Quote the whole listing exactly. Leave the pictures out of your copy.

-- Start SUPPLIED DATA --

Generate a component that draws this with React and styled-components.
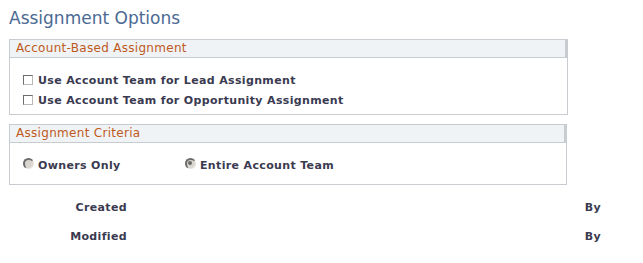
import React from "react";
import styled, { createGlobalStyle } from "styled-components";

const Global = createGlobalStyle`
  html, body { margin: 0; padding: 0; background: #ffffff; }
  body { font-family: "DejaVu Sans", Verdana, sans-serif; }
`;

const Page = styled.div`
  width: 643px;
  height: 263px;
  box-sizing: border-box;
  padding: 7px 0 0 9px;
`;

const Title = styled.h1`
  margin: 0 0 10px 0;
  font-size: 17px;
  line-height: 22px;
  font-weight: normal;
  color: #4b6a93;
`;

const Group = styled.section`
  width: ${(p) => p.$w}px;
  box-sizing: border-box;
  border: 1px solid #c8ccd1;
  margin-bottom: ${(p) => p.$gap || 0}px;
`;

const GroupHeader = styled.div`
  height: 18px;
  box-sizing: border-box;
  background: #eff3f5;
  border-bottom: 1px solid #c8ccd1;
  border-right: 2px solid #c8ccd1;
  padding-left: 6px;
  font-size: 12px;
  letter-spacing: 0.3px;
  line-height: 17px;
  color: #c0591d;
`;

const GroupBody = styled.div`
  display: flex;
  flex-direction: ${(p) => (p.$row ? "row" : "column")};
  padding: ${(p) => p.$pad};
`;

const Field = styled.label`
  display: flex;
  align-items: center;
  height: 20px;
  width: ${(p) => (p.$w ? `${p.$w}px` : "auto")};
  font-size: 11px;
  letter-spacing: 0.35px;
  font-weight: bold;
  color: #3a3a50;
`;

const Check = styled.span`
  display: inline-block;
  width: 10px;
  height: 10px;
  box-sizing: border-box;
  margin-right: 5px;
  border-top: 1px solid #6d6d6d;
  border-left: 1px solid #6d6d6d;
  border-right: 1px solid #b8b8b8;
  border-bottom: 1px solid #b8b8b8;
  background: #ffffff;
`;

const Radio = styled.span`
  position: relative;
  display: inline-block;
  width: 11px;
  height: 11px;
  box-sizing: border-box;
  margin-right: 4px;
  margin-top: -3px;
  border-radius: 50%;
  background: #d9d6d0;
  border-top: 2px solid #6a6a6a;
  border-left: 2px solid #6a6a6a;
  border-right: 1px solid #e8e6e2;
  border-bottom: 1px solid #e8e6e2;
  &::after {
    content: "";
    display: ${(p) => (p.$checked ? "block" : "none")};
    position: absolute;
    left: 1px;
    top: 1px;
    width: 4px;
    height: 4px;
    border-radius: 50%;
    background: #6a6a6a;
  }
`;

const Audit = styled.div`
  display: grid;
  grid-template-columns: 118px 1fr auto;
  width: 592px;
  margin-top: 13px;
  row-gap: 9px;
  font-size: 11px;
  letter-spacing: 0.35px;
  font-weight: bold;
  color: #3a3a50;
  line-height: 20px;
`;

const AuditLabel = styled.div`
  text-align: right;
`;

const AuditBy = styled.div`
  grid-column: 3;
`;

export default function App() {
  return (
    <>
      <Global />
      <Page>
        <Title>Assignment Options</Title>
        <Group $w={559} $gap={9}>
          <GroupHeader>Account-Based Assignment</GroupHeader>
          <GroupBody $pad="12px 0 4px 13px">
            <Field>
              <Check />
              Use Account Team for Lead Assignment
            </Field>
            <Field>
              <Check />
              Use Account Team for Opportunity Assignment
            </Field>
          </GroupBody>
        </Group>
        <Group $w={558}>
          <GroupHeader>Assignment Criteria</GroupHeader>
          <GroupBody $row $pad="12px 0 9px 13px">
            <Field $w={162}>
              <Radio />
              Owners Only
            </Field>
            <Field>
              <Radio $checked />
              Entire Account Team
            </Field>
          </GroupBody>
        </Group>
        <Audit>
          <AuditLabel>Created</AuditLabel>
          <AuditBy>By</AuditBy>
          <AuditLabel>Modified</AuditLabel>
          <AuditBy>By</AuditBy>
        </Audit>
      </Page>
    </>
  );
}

-- End SUPPLIED DATA --

* **TASK RESPONSE**:
Generate a component that draws this with React and styled-components.
import React from "react";
import styled, { createGlobalStyle } from "styled-components";

const Global = createGlobalStyle`
  html, body { margin: 0; padding: 0; background: #ffffff; }
  body { font-family: "DejaVu Sans", Verdana, sans-serif; }
`;

const Page = styled.div`
  width: 643px;
  height: 263px;
  box-sizing: border-box;
  padding: 7px 0 0 9px;
`;

const Title = styled.h1`
  margin: 0 0 10px 0;
  font-size: 17px;
  line-height: 22px;
  font-weight: normal;
  color: #4b6a93;
`;

const Group = styled.section`
  width: ${(p) => p.$w}px;
  box-sizing: border-box;
  border: 1px solid #c8ccd1;
  margin-bottom: ${(p) => p.$gap || 0}px;
`;

const GroupHeader = styled.div`
  height: 18px;
  box-sizing: border-box;
  background: #eff3f5;
  border-bottom: 1px solid #c8ccd1;
  border-right: 2px solid #c8ccd1;
  padding-left: 6px;
  font-size: 12px;
  letter-spacing: 0.3px;
  line-height: 17px;
  color: #c0591d;
`;

const GroupBody = styled.div`
  display: flex;
  flex-direction: ${(p) => (p.$row ? "row" : "column")};
  padding: ${(p) => p.$pad};
`;

const Field = styled.label`
  display: flex;
  align-items: center;
  height: 20px;
  width: ${(p) => (p.$w ? `${p.$w}px` : "auto")};
  font-size: 11px;
  letter-spacing: 0.35px;
  font-weight: bold;
  color: #3a3a50;
`;

const Check = styled.span`
  display: inline-block;
  width: 10px;
  height: 10px;
  box-sizing: border-box;
  margin-right: 5px;
  border-top: 1px solid #6d6d6d;
  border-left: 1px solid #6d6d6d;
  border-right: 1px solid #b8b8b8;
  border-bottom: 1px solid #b8b8b8;
  background: #ffffff;
`;

const Radio = styled.span`
  position: relative;
  display: inline-block;
  width: 11px;
  height: 11px;
  box-sizing: border-box;
  margin-right: 4px;
  margin-top: -3px;
  border-radius: 50%;
  background: #d9d6d0;
  border-top: 2px solid #6a6a6a;
  border-left: 2px solid #6a6a6a;
  border-right: 1px solid #e8e6e2;
  border-bottom: 1px solid #e8e6e2;
  &::after {
    content: "";
    display: ${(p) => (p.$checked ? "block" : "none")};
    position: absolute;
    left: 1px;
    top: 1px;
    width: 4px;
    height: 4px;
    border-radius: 50%;
    background: #6a6a6a;
  }
`;

const Audit = styled.div`
  display: grid;
  grid-template-columns: 118px 1fr auto;
  width: 592px;
  margin-top: 13px;
  row-gap: 9px;
  font-size: 11px;
  letter-spacing: 0.35px;
  font-weight: bold;
  color: #3a3a50;
  line-height: 20px;
`;

const AuditLabel = styled.div`
  text-align: right;
`;

const AuditBy = styled.div`
  grid-column: 3;
`;

export default function App() {
  return (
    <>
      <Global />
      <Page>
        <Title>Assignment Options</Title>
        <Group $w={559} $gap={9}>
          <GroupHeader>Account-Based Assignment</GroupHeader>
          <GroupBody $pad="12px 0 4px 13px">
            <Field>
              <Check />
              Use Account Team for Lead Assignment
            </Field>
            <Field>
              <Check />
              Use Account Team for Opportunity Assignment
            </Field>
          </GroupBody>
        </Group>
        <Group $w={558}>
          <GroupHeader>Assignment Criteria</GroupHeader>
          <GroupBody $row $pad="12px 0 9px 13px">
            <Field $w={162}>
              <Radio />
              Owners Only
            </Field>
            <Field>
              <Radio $checked />
              Entire Account Team
            </Field>
          </GroupBody>
        </Group>
        <Audit>
          <AuditLabel>Created</AuditLabel>
          <AuditBy>By</AuditBy>
          <AuditLabel>Modified</AuditLabel>
          <AuditBy>By</AuditBy>
        </Audit>
      </Page>
    </>
  );
}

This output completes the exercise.